-- Provided entries start --

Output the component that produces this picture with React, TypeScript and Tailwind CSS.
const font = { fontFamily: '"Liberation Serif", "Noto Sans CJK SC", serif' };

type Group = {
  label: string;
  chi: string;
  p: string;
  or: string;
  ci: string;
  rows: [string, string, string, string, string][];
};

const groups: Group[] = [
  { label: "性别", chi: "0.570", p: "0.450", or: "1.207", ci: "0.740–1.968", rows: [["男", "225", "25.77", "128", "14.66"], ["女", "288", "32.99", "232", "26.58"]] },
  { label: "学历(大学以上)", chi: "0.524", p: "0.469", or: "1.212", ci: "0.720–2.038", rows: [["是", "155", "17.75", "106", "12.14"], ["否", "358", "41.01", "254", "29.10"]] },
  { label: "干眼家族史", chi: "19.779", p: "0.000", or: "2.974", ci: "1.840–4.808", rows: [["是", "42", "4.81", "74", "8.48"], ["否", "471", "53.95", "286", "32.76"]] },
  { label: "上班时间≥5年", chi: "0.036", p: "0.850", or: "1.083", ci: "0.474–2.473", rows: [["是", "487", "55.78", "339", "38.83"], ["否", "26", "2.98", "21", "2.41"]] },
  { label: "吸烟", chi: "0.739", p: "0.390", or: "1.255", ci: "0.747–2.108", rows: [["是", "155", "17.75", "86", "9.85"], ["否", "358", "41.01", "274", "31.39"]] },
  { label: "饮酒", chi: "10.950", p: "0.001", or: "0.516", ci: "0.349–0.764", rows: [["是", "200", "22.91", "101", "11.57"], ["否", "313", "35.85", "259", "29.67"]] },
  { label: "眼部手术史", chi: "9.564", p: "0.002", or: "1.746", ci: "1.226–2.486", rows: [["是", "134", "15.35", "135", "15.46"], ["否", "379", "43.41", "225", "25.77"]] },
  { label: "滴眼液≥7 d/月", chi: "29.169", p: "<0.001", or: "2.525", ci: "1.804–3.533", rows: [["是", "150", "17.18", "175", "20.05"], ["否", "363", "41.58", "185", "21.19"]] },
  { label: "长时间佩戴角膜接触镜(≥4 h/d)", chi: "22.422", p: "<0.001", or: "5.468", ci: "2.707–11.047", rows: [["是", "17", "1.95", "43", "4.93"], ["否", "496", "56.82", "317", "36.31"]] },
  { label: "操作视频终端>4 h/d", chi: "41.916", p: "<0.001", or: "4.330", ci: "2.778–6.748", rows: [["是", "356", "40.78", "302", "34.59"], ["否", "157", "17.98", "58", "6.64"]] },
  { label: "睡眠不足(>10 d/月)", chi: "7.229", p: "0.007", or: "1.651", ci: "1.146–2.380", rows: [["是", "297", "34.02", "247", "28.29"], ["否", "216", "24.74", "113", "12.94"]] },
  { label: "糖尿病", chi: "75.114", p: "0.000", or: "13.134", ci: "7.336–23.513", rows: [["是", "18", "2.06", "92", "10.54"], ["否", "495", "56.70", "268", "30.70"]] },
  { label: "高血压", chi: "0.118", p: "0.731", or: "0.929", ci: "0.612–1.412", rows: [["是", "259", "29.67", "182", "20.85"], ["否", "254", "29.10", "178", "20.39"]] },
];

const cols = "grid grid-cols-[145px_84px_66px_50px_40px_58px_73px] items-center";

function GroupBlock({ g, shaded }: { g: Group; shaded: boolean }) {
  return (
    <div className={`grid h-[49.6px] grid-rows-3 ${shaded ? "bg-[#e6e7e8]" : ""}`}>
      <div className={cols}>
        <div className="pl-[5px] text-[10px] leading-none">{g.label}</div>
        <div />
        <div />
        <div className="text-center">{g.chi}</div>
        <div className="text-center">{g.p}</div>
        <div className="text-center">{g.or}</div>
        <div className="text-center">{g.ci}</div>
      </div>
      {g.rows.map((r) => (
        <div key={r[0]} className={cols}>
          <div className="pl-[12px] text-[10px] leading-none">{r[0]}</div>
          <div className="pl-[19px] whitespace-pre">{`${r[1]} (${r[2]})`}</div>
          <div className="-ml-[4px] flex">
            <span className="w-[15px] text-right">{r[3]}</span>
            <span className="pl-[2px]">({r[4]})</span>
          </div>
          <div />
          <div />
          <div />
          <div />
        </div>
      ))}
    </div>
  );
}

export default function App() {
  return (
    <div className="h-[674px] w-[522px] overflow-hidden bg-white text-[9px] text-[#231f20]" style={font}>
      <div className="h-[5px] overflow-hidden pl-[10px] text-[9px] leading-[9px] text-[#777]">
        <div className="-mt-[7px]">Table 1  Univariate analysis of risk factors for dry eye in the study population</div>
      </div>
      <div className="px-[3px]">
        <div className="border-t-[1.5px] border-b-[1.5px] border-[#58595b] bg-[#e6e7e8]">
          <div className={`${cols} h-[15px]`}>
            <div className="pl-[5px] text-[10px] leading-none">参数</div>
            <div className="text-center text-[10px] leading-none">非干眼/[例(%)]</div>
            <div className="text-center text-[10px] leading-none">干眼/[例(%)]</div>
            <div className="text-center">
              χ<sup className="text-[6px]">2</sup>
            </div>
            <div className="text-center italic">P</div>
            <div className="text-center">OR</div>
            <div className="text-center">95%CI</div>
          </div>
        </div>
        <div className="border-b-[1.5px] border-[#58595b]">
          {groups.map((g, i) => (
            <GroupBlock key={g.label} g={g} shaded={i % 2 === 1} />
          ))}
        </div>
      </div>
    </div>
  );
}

-- Provided entries end --
-- Provided entries start --

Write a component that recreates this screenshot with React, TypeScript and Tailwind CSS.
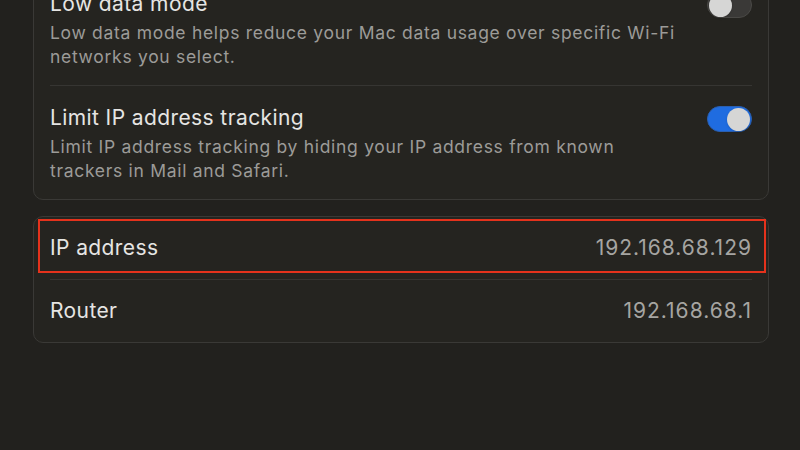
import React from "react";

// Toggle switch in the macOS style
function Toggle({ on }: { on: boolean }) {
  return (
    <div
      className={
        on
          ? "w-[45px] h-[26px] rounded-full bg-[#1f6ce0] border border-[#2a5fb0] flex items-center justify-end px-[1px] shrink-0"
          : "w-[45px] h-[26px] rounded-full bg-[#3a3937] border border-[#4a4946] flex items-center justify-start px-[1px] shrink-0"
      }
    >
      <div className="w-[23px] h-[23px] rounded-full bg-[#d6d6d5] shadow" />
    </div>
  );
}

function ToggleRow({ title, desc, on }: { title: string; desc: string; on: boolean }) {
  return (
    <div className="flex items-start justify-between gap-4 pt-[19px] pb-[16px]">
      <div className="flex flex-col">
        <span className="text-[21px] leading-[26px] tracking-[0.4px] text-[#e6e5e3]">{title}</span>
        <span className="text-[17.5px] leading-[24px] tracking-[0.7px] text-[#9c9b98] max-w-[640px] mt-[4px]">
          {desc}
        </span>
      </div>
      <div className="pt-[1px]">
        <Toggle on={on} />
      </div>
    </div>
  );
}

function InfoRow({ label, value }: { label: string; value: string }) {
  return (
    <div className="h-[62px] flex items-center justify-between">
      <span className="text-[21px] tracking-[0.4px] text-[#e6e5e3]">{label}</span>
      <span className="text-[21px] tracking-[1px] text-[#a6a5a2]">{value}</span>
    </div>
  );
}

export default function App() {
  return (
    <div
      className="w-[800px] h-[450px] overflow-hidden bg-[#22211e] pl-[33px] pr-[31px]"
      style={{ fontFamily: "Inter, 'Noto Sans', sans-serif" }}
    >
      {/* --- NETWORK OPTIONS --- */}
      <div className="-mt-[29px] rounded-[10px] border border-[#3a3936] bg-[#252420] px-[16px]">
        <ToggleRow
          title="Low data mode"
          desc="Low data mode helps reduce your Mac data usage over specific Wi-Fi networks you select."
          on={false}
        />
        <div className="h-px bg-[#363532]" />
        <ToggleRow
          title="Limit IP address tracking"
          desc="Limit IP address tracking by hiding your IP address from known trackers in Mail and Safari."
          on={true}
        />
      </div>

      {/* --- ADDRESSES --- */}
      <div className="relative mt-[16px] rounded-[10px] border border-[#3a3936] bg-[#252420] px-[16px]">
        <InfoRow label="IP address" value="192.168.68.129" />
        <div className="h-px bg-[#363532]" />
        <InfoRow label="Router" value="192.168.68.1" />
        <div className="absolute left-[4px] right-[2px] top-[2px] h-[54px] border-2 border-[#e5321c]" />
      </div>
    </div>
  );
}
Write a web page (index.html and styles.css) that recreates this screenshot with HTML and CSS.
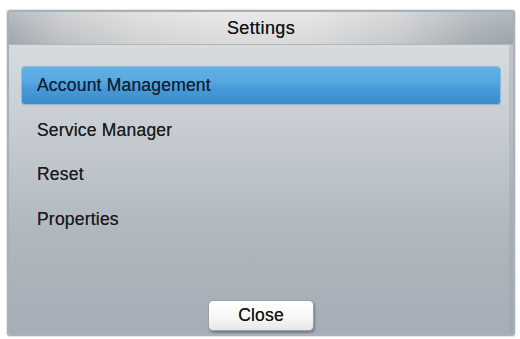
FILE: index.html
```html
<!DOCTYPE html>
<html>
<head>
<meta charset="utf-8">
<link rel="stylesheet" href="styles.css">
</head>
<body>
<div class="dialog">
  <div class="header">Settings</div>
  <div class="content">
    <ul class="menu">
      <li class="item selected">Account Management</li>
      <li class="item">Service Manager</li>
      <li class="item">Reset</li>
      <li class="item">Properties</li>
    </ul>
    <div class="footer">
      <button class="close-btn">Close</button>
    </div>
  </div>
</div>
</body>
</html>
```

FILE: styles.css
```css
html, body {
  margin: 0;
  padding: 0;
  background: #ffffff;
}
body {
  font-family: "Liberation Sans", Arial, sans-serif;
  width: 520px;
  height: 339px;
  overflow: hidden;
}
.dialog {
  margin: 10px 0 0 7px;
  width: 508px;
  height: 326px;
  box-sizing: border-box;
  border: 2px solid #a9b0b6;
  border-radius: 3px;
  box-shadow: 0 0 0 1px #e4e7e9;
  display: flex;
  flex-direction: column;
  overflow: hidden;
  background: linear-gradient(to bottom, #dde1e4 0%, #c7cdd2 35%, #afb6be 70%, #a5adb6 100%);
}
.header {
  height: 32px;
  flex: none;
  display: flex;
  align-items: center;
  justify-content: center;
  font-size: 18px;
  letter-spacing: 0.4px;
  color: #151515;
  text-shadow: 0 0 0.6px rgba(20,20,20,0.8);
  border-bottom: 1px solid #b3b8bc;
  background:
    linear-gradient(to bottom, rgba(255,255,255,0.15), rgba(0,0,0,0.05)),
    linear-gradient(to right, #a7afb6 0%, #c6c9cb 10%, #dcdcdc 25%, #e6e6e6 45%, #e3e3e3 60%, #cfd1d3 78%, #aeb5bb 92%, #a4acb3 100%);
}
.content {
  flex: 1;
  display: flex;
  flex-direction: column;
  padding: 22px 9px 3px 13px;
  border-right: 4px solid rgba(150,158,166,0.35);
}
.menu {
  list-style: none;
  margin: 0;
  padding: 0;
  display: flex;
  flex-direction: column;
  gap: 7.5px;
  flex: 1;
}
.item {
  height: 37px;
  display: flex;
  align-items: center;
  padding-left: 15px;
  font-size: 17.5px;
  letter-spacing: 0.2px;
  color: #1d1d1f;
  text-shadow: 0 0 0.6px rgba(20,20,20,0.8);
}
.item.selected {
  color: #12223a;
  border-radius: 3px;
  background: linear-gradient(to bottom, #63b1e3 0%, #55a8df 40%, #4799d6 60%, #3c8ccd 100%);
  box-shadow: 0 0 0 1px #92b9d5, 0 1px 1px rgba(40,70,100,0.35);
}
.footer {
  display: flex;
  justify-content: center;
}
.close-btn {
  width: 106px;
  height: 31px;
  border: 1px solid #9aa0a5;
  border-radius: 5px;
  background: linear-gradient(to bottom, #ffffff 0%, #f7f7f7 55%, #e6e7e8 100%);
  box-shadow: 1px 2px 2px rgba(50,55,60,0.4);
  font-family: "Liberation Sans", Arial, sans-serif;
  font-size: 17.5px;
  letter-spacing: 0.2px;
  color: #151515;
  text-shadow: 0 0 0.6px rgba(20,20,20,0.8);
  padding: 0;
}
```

-- Provided entries end --
-- Provided entries start --

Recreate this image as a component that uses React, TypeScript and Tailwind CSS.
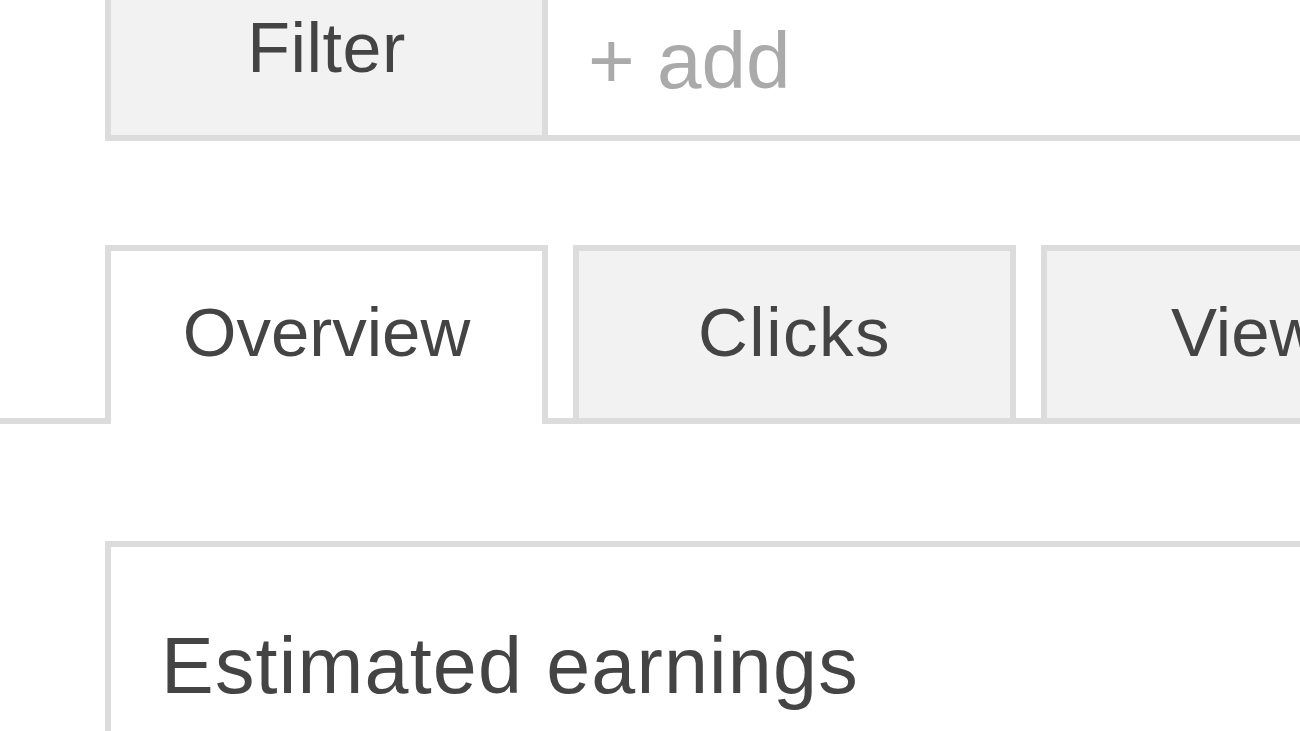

-- Provided entries end --

Could you quote, word for word, only the lines from the one containing "Write a component" through the one containing "import React from", both included, and leave out any pictures?

Problem solution
Write a component that recreates this screenshot with React, TypeScript and Tailwind CSS.
import React from "react";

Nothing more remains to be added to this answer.